Pyongyang has gradually built an atomic stockpile after abandoning the Non-Proliferation Treaty in 2003, and has tested several nuclear bombs in the years since.
Since Kim Jong Un took over from his father as the country's supreme leader, North Korea's military has made rapid strides in its nuclear weapons and ballistic missile programmes, and has been subjected to increasingly strict international sanctions as a result.
The International Atomic Energy Agency, whose inspectors have not been allowed into the country for more than a decade, said Wednesday that Pyongyang's weapons programme was "deeply regrettable."
North Korea's nuclear activities "remain a cause for serious concern," said agency chief Rafael Mariano Grossi in a report to the UN General Assembly.
Pyongyang's ambassador to the UN hit back later in the same forum, telling other diplomats that the IAEA's report was "grossly distorted."

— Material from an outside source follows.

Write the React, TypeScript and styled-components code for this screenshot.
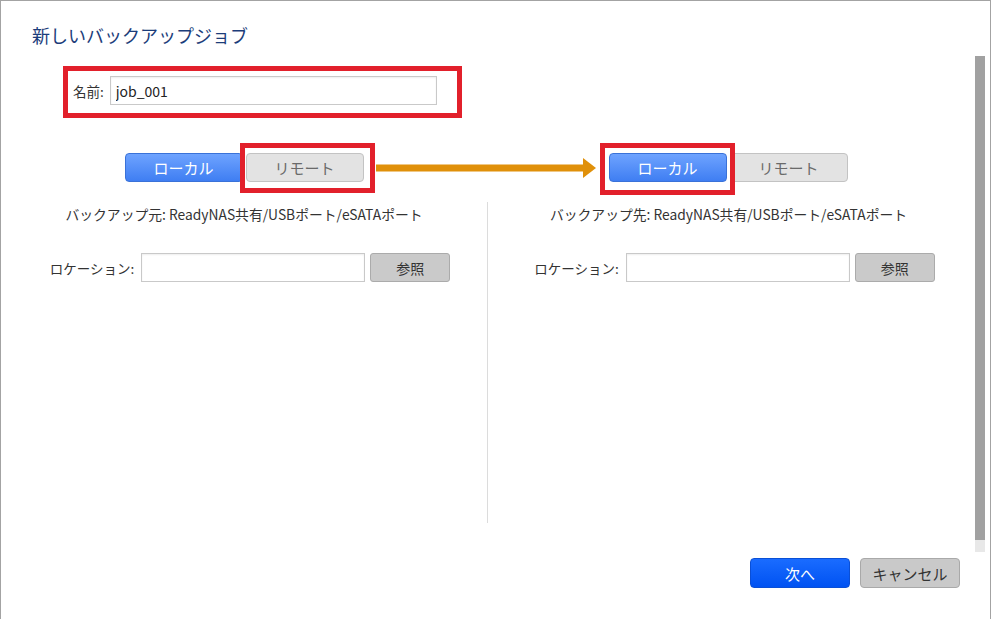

"The IAEA is no more than a political tool of the Western countries," he said, adding that the body was "a marionette dancing to the tune of the hostile forces" against North Korea.
Nuclear talks between North Korea and the US have been deadlocked since the collapse of a summit between Kim and President Donald Trump in Hanoi early last year.
North Korea is widely believed to have continued to develop its arsenal -- which it says it needs to protect itself from a US invasion -- throughout the discussions.